Apply the Label: Pictures

Finds messages with photo attachments (you can do the same kind of thing for movies, documents, and music).

to:(stlwebdev.org OR to:wwwac.org OR from:userland.com)

Skip the Inbox

Apply the Label: LIST/WebDev

Note that you can combine to: and from: in your filter.

from:(System Administrator)

subject:("log sizes" OR subject:"disk usage report")

Skip the Inbox

Apply the Label: WS/Reports

Look for messages with a certain From and certain phrases in the Subject.

One final note about filters: after you've created one, you may want to add on to it later. For instance, suppose you create a filter that takes any mail from truthout.org, eff.org, or maal.org and labels it LIST/Politics. If you view your list of filters (by going to Settings, Filters, or by clicking Create a Filter and then Show Current Filters) you'll see that it looks like this:

Matches: from:(truthout.org OR from:eff.org)
Do this: Skip Inbox, Apply label "LIST/Politics"

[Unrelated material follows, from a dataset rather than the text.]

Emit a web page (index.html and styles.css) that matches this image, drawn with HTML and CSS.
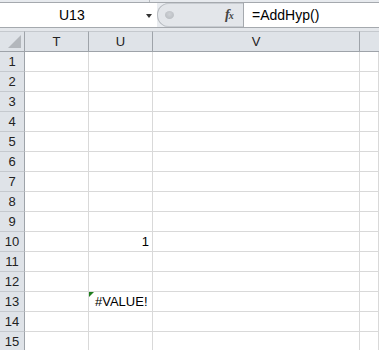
FILE: index.html
```html
<!DOCTYPE html>
<html>
<head>
<meta charset="utf-8">
<link rel="stylesheet" href="styles.css">
</head>
<body>
<div class="app">
  <div class="topstrip"><span class="tick"></span></div>
  <div class="fbar">
    <div class="namebox"><span class="name">U13</span><span class="arrow"></span></div>
    <div class="pill"><span class="knob"></span><span class="fx"><i>f</i><i class="x">x</i></span></div>
    <div class="formula">=AddHyp()</div>
  </div>
  <div class="gap"></div>
  <div class="grid">
    <div class="hd corner"><span class="tri"></span></div>
    <div class="hd">T</div>
    <div class="hd">U</div>
    <div class="hd">V</div>
    <div class="hd last"></div>

    <div class="rh">1</div><div class="c"></div><div class="c"></div><div class="c"></div><div class="c"></div>
    <div class="rh">2</div><div class="c"></div><div class="c"></div><div class="c"></div><div class="c"></div>
    <div class="rh">3</div><div class="c"></div><div class="c"></div><div class="c"></div><div class="c"></div>
    <div class="rh">4</div><div class="c"></div><div class="c"></div><div class="c"></div><div class="c"></div>
    <div class="rh">5</div><div class="c"></div><div class="c"></div><div class="c"></div><div class="c"></div>
    <div class="rh">6</div><div class="c"></div><div class="c"></div><div class="c"></div><div class="c"></div>
    <div class="rh">7</div><div class="c"></div><div class="c"></div><div class="c"></div><div class="c"></div>
    <div class="rh">8</div><div class="c"></div><div class="c"></div><div class="c"></div><div class="c"></div>
    <div class="rh">9</div><div class="c"></div><div class="c"></div><div class="c"></div><div class="c"></div>
    <div class="rh">10</div><div class="c"></div><div class="c num">1</div><div class="c"></div><div class="c"></div>
    <div class="rh">11</div><div class="c"></div><div class="c"></div><div class="c"></div><div class="c"></div>
    <div class="rh">12</div><div class="c"></div><div class="c"></div><div class="c"></div><div class="c"></div>
    <div class="rh">13</div><div class="c"></div><div class="c err"><span class="flag"></span>#VALUE!</div><div class="c"></div><div class="c"></div>
    <div class="rh">14</div><div class="c"></div><div class="c"></div><div class="c"></div><div class="c"></div>
    <div class="rh">15</div><div class="c"></div><div class="c"></div><div class="c"></div><div class="c"></div>
  </div>
</div>
</body>
</html>
```

FILE: styles.css
```css
html, body {
  margin: 0;
  padding: 0;
  background: #ffffff;
}
body {
  width: 379px;
  height: 350px;
  overflow: hidden;
  font-family: "Liberation Sans", Arial, sans-serif;
  font-size: 13px;
  color: #000;
}
.app {
  width: 379px;
}
.topstrip {
  height: 2px;
  background: #e7eaee;
  border-bottom: 1px solid #a5a9ae;
  position: relative;
}
.tick {
  position: absolute;
  left: 149px;
  top: 0;
  width: 1px;
  height: 2px;
  background: #b9bcc0;
}
.fbar {
  display: flex;
  height: 24px;
  border-bottom: 1px solid #a5a9ae;
  background: #e9ecf0;
}
.namebox {
  width: 157px;
  background: #fff;
  display: flex;
  align-items: center;
  position: relative;
}
.name {
  margin-left: 59px;
  font-size: 14px;
}
.arrow {
  position: absolute;
  left: 146px;
  top: 11px;
  width: 0;
  height: 0;
  border-left: 3px solid transparent;
  border-right: 3px solid transparent;
  border-top: 4px solid #333;
}
.pill {
  width: 86px;
  background: #e3e6ea;
  border-radius: 12px 0 0 12px;
  box-shadow: inset 1px 0 0 #b8bcc1, inset 0 1px 0 #c8ccd1, inset 0 -1px 0 #c8ccd1;
  display: flex;
  align-items: center;
  position: relative;
}
.knob {
  position: absolute;
  left: 8px;
  top: 8px;
  width: 9px;
  height: 8px;
  border-radius: 50%;
  background: radial-gradient(circle at 50% 40%, #cfd2d6, #b4b8bd);
}
.fx {
  position: absolute;
  left: 68px;
  top: 4px;
  font-family: "Liberation Serif", serif;
  font-size: 14px;
  color: #444;
  font-weight: bold;
}
.fx i { font-style: italic; }
.fx .x { font-size: 10px; margin-left: -1px; }
.formula {
  flex: 1;
  background: #fff;
  border-left: 1px solid #a5a9ae;
  padding-left: 8px;
  font-size: 14px;
  line-height: 24px;
}
.gap {
  height: 3px;
  background: #e4e7eb;
}
.grid {
  display: grid;
  grid-template-columns: 25px 64px 64px 207px 19px;
  grid-auto-rows: 20px;
  grid-template-rows: 21px;
}
.hd {
  background: #dfe3e8;
  border-right: 1px solid #9ea3a9;
  border-bottom: 1px solid #9ea3a9;
  border-top: 1px solid #c5c9ce;
  box-sizing: border-box;
  text-align: center;
  line-height: 19px;
  font-size: 13px;
  color: #222;
}
.hd.last { border-right: none; }
.corner { position: relative; }
.tri {
  position: absolute;
  right: 3px;
  bottom: 3px;
  width: 0;
  height: 0;
  border-left: 13px solid transparent;
  border-bottom: 13px solid #b3b7bc;
}
.rh {
  background: #dfe3e8;
  border-right: 1px solid #9ea3a9;
  border-bottom: 1px solid #c5c9ce;
  box-sizing: border-box;
  text-align: center;
  line-height: 19px;
  font-size: 13px;
  color: #222;
}
.c {
  border-right: 1px solid #d9d9d9;
  border-bottom: 1px solid #d9d9d9;
  box-sizing: border-box;
  line-height: 19px;
  font-size: 13px;
  position: relative;
}
.num {
  text-align: right;
  padding-right: 3px;
}
.err {
  padding-left: 6px;
}
.flag {
  position: absolute;
  left: 0;
  top: 0;
  width: 0;
  height: 0;
  border-top: 5px solid #1e7d1e;
  border-right: 5px solid transparent;
}
```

If you want to add another from:—this one for moabolition.org—you would click Edit and change it to this:

Matches: from:(truthout.org OR from:eff.org OR from:moabolition.org)
Do this: Skip Inbox, Apply label "LIST/Politics"

And so on. These filters can get quite long—one of mine is 25 addresses and counting, and I've never had an issue. But what you may not know is that you can introduce other criteria that don't match the original set.

Suppose I want to find email sent to ydgsl@yahoogroups.com and also apply the LIST/Politics label to it. I could create a brand new filter for to: ydgsl@yahoogroups.com, but that's kind of silly because I already have a perfectly good filter in place that labels mail with LIST/Politics. Instead, I edit the already existing filter so that it now reads this way:

Matches: from:(truthout.org OR from:eff.org OR from:moabolition.org OR to:ydgsl@yahoogroups.com)
Do this: Skip Inbox, Apply label "LIST/Politics"

Even though the Matches line starts with from:, and everything following is in parentheses, you can still put a to: inside the parentheses, and the filter will work just fine and dandy. In fact, you can sneak a from: or a subject: in there without an issue.